JumpBackHash: Say Goodbye to the Modulo Operation to Distribute Keys Uniformly to Buckets
Otmar Ertl
TL;DR
JumpBackHash introduces a float-free, consistent hashing algorithm with expected constant runtime by leveraging active indices and efficient reverse-order generation. It builds on the concept of active indices from consistent weighted sampling to achieve uniform and monotonic key distribution across dynamic bucket counts, while avoiding floating-point arithmetic and maintaining a standard PRG interface. The paper provides rigorous runtime analysis showing an expected number of random value consumptions in a tight, small range and validates these findings with extensive experiments, including consistency tests and performance benchmarks.
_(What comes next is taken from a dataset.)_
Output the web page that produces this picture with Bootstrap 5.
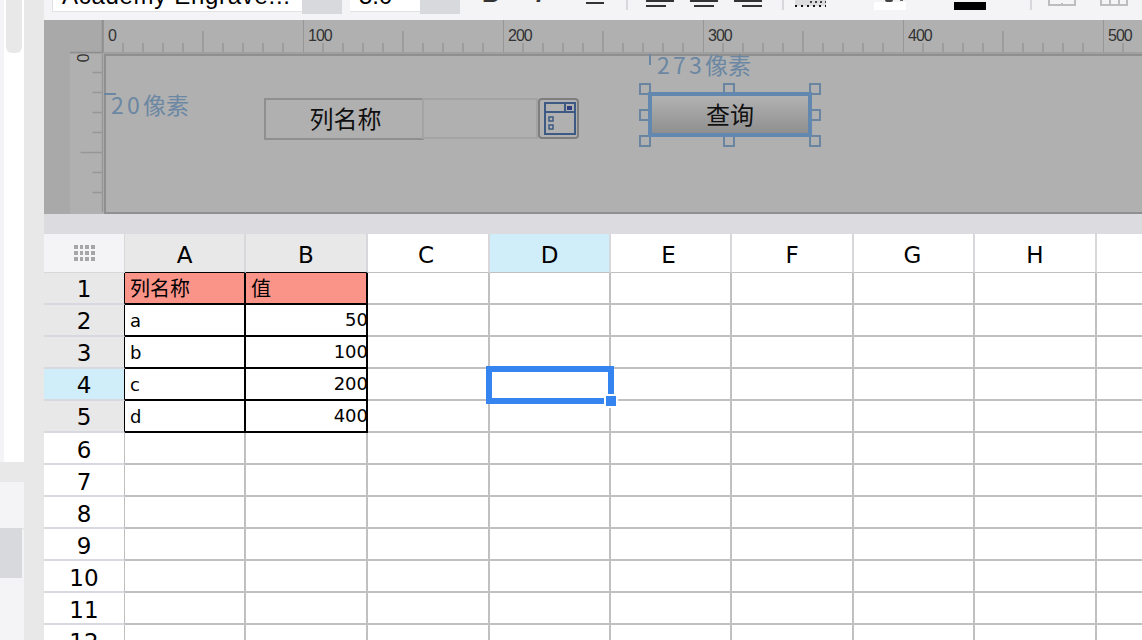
<!DOCTYPE html>
<html lang="zh">
<head>
<meta charset="utf-8">
<title>报表设计器</title>
<link href="https://cdn.jsdelivr.net/npm/bootstrap@5.3.0/dist/css/bootstrap.min.css" rel="stylesheet">
<style>
html,body{height:640px;overflow:hidden;background:#fff}
body{font-family:"DejaVu Sans","Noto Sans CJK SC",sans-serif;color:#000}
.app-shell{width:1142px;height:640px}
/* left rail */
.rail{width:44px;background:#e8e8e8}
.rail-col{width:24px}
.rail-top{height:462px;background:#fff;border-left:4px solid #f4f4f7}
.rail-thumb{width:16px;height:53px;margin-left:2px;background:#e8e8e8;border-radius:0 0 6px 6px}
.rail-bottom{margin-top:20px;height:158px;background:#f4f4f7;padding-top:44px}
.rail-sel{height:52px;background:linear-gradient(#e8e8e8 2px,transparent 2px) no-repeat,#f4f4f7}
.rail-sel-in{width:22px;height:50px;margin-top:2px;background:#d8d9dd}
.main-col{width:1098px}
/* toolbar */
.tbar{height:20px;background:#f4f4f7;flex:none}
.tb-field{height:12px;background:#fff;border-bottom:1px solid #e2e2e4;font:24px/24px "Liberation Sans",sans-serif}
.tb-field span{display:block;margin-top:-16px;white-space:nowrap}
.tb-font{width:250px;margin-left:8px;border-left:1px solid #e2e2e4;padding-left:9px;letter-spacing:.7px}
.tb-size{width:70px;margin-left:8px;padding-left:9px}
.tb-drop{width:40px;height:14px;background:#d8d9dc}
.tb-g{font:24px/24px "Liberation Sans",sans-serif;color:#333;margin-top:-18px}
.tb-b{font-weight:700;margin-left:22px;width:18px}
.tb-i{font-style:italic;margin-left:36px;width:11px;font-weight:700}
.tb-u{margin-left:39px;width:18px;height:24px;text-align:center;position:relative;margin-top:-20px}
.tb-u::after{content:"";position:absolute;left:0;right:0;top:22px;height:1.5px;background:#333}
.tb-sep{width:2px;height:10px;background:#d8d8dc}
.sep-a{margin-left:22px}.sep-b{margin-left:20px}.sep-c{margin-left:44px}
.al-a{margin-left:18px}.al-b{margin-left:16px}
.dot-ic{margin-left:11px}
.sw{width:32px;height:8px;margin-top:2px;position:relative}
.sw-w{margin-left:48px;background:#fff}
.sw-w::before{content:"";position:absolute;left:11px;top:-2px;width:8px;height:2px;border-radius:0 0 3px 3px;background:#444}
.sw-w::after{content:"";position:absolute;left:26px;top:-2px;width:3px;height:1px;background:#666}
.sw-k{margin-left:48px;background:#000}
.ic-a{margin-left:16px}.ic-b{margin-left:24px}
/* designer */
.designer{height:194px;background:#b0b0b0;flex:none}
.rule-top{height:34px}
.corner{width:59px;height:34px;background:#a9a9a9}
.rule-h{width:1039px;height:34px}
.rule-body{height:160px}
.strip{width:26px;background:#a9a9a9}
.rule-v{width:34px}
.tick-lb{position:absolute;top:8px;font:16px/16px "Liberation Sans",sans-serif;letter-spacing:-1px;color:#333}
.lb-0{left:5px}.lb-1{left:205px}.lb-2{left:405px}.lb-3{left:605px}.lb-4{left:805px}.lb-5{left:1005px}
.zero-lb{position:absolute;left:4px;top:-4px;width:16px;font:16px/16px "Liberation Sans",sans-serif;color:#333;text-align:center;transform:rotate(90deg)}
.cv{border:2px solid #8f8f8f;border-width:2px 0 2px 2px}
.dim{position:absolute;font-family:"Noto Sans CJK SC",sans-serif;font-size:23px;line-height:23px;color:#6b87a3;white-space:nowrap}
.dim-num{letter-spacing:3.2px}
.dim-a{left:5px;top:37px}
.dim-b{left:551px;top:-3px}
.mk{position:absolute;background:#6b87a3}
.mk-a{left:-2px;top:37px;width:12px;height:2px}
.mk-b{left:543px;top:-2px;width:2px;height:11px}
.f-font{font-family:"Noto Sans CJK SC",sans-serif;font-size:24px;color:#111}
.cv-lbl{position:absolute;left:158px;top:42px;width:160px;height:42px;border:2px solid #8f8f8f;padding-left:3px;line-height:36px}
.cv-in{position:absolute;left:316px;top:42px;width:116px;height:41px;border:2px solid #a3a3a3;background:transparent}
.cv-pick{position:absolute;left:432px;top:42px;width:41px;height:41px;border:2px solid #7e7e7e;border-radius:4px;padding:2px 0 0 4px}
.hd{position:absolute;width:12px;height:12px;border:2px solid #6a85a0}
.hx-a{left:533px}.hx-b{left:617px}.hx-c{left:703px}
.hy-a{top:27px}.hy-b{top:53px}.hy-c{top:79px}
.cv-btn{position:absolute;left:542px;top:36px;width:164px;height:45px;border:4px solid #6288b0;border-radius:0;background:linear-gradient(#b2b2b2,#8f8f8f);padding:0 0 2px;color:#111;font-size:24px;line-height:32px}
.cv-btn:hover{background:linear-gradient(#b2b2b2,#8f8f8f);border-color:#6288b0;color:#111}
.gap-bar{height:20px;background:#dcdce0;flex:none}
/* sheet */
.sheet-wrap{height:406px}
.sheet{width:1174px;table-layout:fixed;border-collapse:separate;border-spacing:0}
.c81{width:81px}.c121{width:121px}.c122{width:122px}
.sheet th,.sheet td{padding:0;white-space:nowrap}
.sheet tr{height:32px}
.sheet tr.hr{height:39px}
.sheet thead th{font:400 23px/1 "DejaVu Sans",sans-serif;text-align:center;border-right:2px solid #d8d8dc;border-bottom:1px solid #c0c0c0;padding-top:4px}
.sheet thead th.hl{padding-right:4px}
.sheet thead th.hl2{padding-right:2px}
.sheet thead .cn{background:#f4f4f7;border-right:1px solid #d8d8dc;border-bottom-color:#d8d8dc;padding-top:0}
.sheet thead .hg{background:#e8e8e8;border-bottom-color:#000}
.sheet thead .hB{border-right-color:#d8d8dc}
.sheet thead .hs{background:#d0eefa}
.sheet tbody th{font:400 23px/1 "DejaVu Sans",sans-serif;text-align:center;border-bottom:2px solid #d8d8e0;border-right:1px solid #c0c0c0;background:#fff;padding-top:5px}
.sheet tbody th.rg{background:#e8e8e8;border-right-color:#000;padding-top:2px}
.sheet tbody th.rs{background:#d0eefa;border-right-color:#000;padding-top:3px}
.sheet td{border-right:2px solid #c0c0c0;border-bottom:2px solid #c0c0c0;font:18px/1 "DejaVu Sans","Noto Sans CJK SC",sans-serif;vertical-align:middle}
.sheet td.kb{border-color:#000;padding-left:5px;padding-top:2px}
.sheet td.kh{background:#fb9488;font-family:"Noto Sans CJK SC",sans-serif;font-size:20px;padding-top:0}
.sheet td.num{text-align:right;padding-left:0;padding-top:0}
.num-v{display:inline-block;margin-right:-2px}
.sel-box{position:absolute;left:442px;top:132px;width:128px;height:38px;border:6px solid #3584f0}
.sel-h{position:absolute;left:560px;top:160px;width:14px;height:14px;background:#3584f0;border:2px solid #fff}
</style>
</head>
<body>
<div class="app-shell d-flex">
  <aside class="rail flex-none">
    <div class="rail-col">
      <div class="rail-top"><div class="rail-thumb"></div></div>
      <div class="rail-bottom"><div class="rail-sel"><div class="rail-sel-in"></div></div></div>
    </div>
  </aside>
  <div class="main-col d-flex flex-column">
    <div class="tbar d-flex align-items-start overflow-hidden">
      <div class="tb-field tb-font overflow-hidden"><span>Academy Engrave...</span></div>
      <div class="tb-drop"></div>
      <div class="tb-field tb-size overflow-hidden"><span>5.0</span></div>
      <div class="tb-drop"></div>
      <div class="tb-g tb-b">B</div>
      <div class="tb-g tb-i">I</div>
      <div class="tb-g tb-u">U</div>
      <div class="tb-sep sep-a"></div>
      <svg class="al-a" width="28" height="7"><path fill="#333" d="M0 0h28v2H0zM0 5h20v2H0z"/></svg>
      <svg class="al-b" width="28" height="7"><path fill="#333" d="M0 0h28v2H0zM4 5h20v2H4z"/></svg>
      <svg class="al-b" width="28" height="7"><path fill="#333" d="M0 0h28v2H0zM8 5h20v2H8z"/></svg>
      <div class="tb-sep sep-b"></div>
      <svg class="dot-ic" width="31" height="8"><rect y="0" width="31" height="6" fill="#dcdcdf"/><path stroke="#111" stroke-width="2" stroke-dasharray="2 4" d="M0 6h31"/><path stroke="#111" stroke-width="1.5" stroke-dasharray="2 3" d="M15 2h16"/></svg>
      <div class="sw sw-w"></div>
      <div class="sw sw-k"></div>
      <div class="tb-sep sep-c"></div>
      <svg class="ic-a" width="28" height="6"><path fill="none" stroke="#bdbdc0" stroke-width="2" d="M1 0v5h26V0M14 3v2"/></svg>
      <svg class="ic-b" width="28" height="6"><path fill="none" stroke="#bdbdc0" stroke-width="2" d="M1 0v5h26V0M10 0v5M19 0v5"/></svg>
    </div>

    <section class="designer d-flex flex-column">
      <div class="rule-top d-flex">
        <svg class="corner flex-none" width="59" height="34"><path stroke="#8e8e8e" stroke-width="1.5" fill="none" d="M58.500 0v33M26 32.500h33"/></svg>
        <div class="rule-h position-relative flex-none">
          <svg width="1039" height="34" class="d-block">
            <defs>
              <pattern id="rt" width="200" height="34" patternUnits="userSpaceOnUse">
                <path stroke="#969696" stroke-width="1.5" fill="none" d="M20 23v10M40 23v10M60 23v10M80 23v10M100 11v22M120 23v10M140 23v10M160 23v10M180 23v10"/>
                <path stroke="#8e8e8e" stroke-width="1.5" fill="none" d="M0 0v33"/>
                <path stroke="#a0a0a0" stroke-width="2" fill="none" d="M0 33h200"/>
              </pattern>
            </defs>
            <rect width="1039" height="34" fill="url(#rt)"/>
          </svg>
          <span class="tick-lb lb-0">0</span><span class="tick-lb lb-1">100</span><span class="tick-lb lb-2">200</span><span class="tick-lb lb-3">300</span><span class="tick-lb lb-4">400</span><span class="tick-lb lb-5">500</span>
        </div>
      </div>
      <div class="rule-body d-flex">
        <div class="strip flex-none"></div>
        <div class="rule-v flex-none position-relative">
          <svg width="34" height="160" class="d-block"><path stroke="#969696" stroke-width="1.5" fill="none" d="M22.500 18.500H32M22.500 38.500H32M22.500 58.500H32M22.500 78.500H32M10.500 98.500H32M22.500 118.500H32M22.500 138.500H32M32.500 0v158"/></svg>
          <span class="zero-lb">0</span>
        </div>
        <div class="cv flex-grow-1 position-relative">
          <span class="mk mk-a"></span>
          <span class="dim dim-a"><span class="dim-num">20</span>像素</span>
          <span class="mk mk-b"></span>
          <span class="dim dim-b"><span class="dim-num">273</span>像素</span>
          <div class="cv-lbl f-font text-center">列名称</div>
          <div class="cv-in"></div>
          <div class="cv-pick">
            <svg width="32" height="33" class="d-block"><g fill="none" stroke="#3d5a85" stroke-width="2"><rect x="1" y="1" width="30" height="31"/><path d="M1 10h30M21 1v9"/><rect x="5" y="15" width="4" height="4" stroke-width="1.500"/><rect x="5" y="23" width="4" height="4" stroke-width="1.500"/></g><rect x="23" y="4" width="5" height="4" fill="#2e3e7e"/></svg>
          </div>
          <i class="hd hx-a hy-a"></i><i class="hd hx-b hy-a"></i><i class="hd hx-c hy-a"></i>
          <i class="hd hx-a hy-b"></i><i class="hd hx-c hy-b"></i>
          <i class="hd hx-a hy-c"></i><i class="hd hx-b hy-c"></i><i class="hd hx-c hy-c"></i>
          <button type="button" class="btn cv-btn f-font">查询</button>
        </div>
      </div>
    </section>

    <div class="gap-bar"></div>

    <div class="sheet-wrap position-relative overflow-hidden">
      <table class="sheet">
        <colgroup><col class="c81"><col class="c121"><col class="c122"><col class="c122"><col class="c121"><col class="c121"><col class="c122"><col class="c121"><col class="c122"><col class="c121"></colgroup>
        <thead>
          <tr class="hr">
            <th class="cn"><svg width="21" height="16" class="d-block mx-auto"><g fill="#a6a6a6"><path d="M0 0h4v4H0zM6 0h3v4H6zM11 0h4v4h-4zM17 0h4v4h-4zM0 6h4v4H0zM6 6h3v4H6zM11 6h4v4h-4zM17 6h4v4h-4zM0 12h4v4H0zM6 12h3v4H6zM11 12h4v4h-4zM17 12h4v4h-4z"/></g></svg></th>
            <th class="hg">A</th><th class="hg hB">B</th><th class="hl">C</th><th class="hs">D</th><th class="hl">E</th><th>F</th><th class="hl2">G</th><th>H</th><th></th>
          </tr>
        </thead>
        <tbody>
          <tr><th class="rg">1</th><td class="kb kh">列名称</td><td class="kb kh">值</td><td></td><td></td><td></td><td></td><td></td><td></td><td></td></tr>
          <tr><th class="rg">2</th><td class="kb">a</td><td class="kb num"><span class="num-v">50</span></td><td></td><td></td><td></td><td></td><td></td><td></td><td></td></tr>
          <tr><th class="rg">3</th><td class="kb">b</td><td class="kb num"><span class="num-v">100</span></td><td></td><td></td><td></td><td></td><td></td><td></td><td></td></tr>
          <tr><th class="rs">4</th><td class="kb">c</td><td class="kb num"><span class="num-v">200</span></td><td></td><td></td><td></td><td></td><td></td><td></td><td></td></tr>
          <tr><th class="rg">5</th><td class="kb">d</td><td class="kb num"><span class="num-v">400</span></td><td></td><td></td><td></td><td></td><td></td><td></td><td></td></tr>
          <tr><th>6</th><td></td><td></td><td></td><td></td><td></td><td></td><td></td><td></td><td></td></tr>
          <tr><th>7</th><td></td><td></td><td></td><td></td><td></td><td></td><td></td><td></td><td></td></tr>
          <tr><th>8</th><td></td><td></td><td></td><td></td><td></td><td></td><td></td><td></td><td></td></tr>
          <tr><th>9</th><td></td><td></td><td></td><td></td><td></td><td></td><td></td><td></td><td></td></tr>
          <tr><th>10</th><td></td><td></td><td></td><td></td><td></td><td></td><td></td><td></td><td></td></tr>
          <tr><th>11</th><td></td><td></td><td></td><td></td><td></td><td></td><td></td><td></td><td></td></tr>
          <tr><th>12</th><td></td><td></td><td></td><td></td><td></td><td></td><td></td><td></td><td></td></tr>
        </tbody>
      </table>
      <div class="sel-box"></div>
      <div class="sel-h"></div>
    </div>
  </div>
</div>
<script src="https://cdn.jsdelivr.net/npm/bootstrap@5.3.0/dist/js/bootstrap.bundle.min.js"></script>
</body>
</html>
With a production-ready Java implementation in the Hash4j library, JumpBackHash offers a practical, fast replacement for modulo-based bucketing in distributed systems, reducing reassignments and improving stability.
Abstract
Introduction. Distributed data processing and storage systems require efficient methods to distribute keys across buckets. While simple and fast, the traditional modulo-based mapping is unstable when the number of buckets changes, leading to spikes in system resource utilization, such as network or database requests. Consistent hash algorithms minimize remappings but are either significantly slower, require floating-point arithmetic, or are based on a family of hash functions rarely available in standard libraries. This work introduces JumpBackHash, a consistent hash algorithm that overcomes those shortcomings. Methodology. JumpBackHash applies the concept of active indices borrowed from consistent weighted sampling, which inherently leads to consistency. It generates the active indices in reverse order, which avoids floating-point operations, enables the minimization of consumed random values and the use of a standard pseudorandom generator, and finally leads to a very efficient algorithm. Results. Theoretical analysis shows that JumpBackHash has an expected constant runtime. The expected value and the variance of the number of consumed random values perfectly agree with the experiments. Empirical tests also confirm the consistency. Conclusion. JumpBackHash offers a fast and efficient solution for uniformly distributing keys across buckets in distributed systems. Its simplicity, performance, and the availability of a production-ready Java implementation as part of the Hash4j open source library make it a viable replacement for the modulo-based approach for improving assignment and system stability.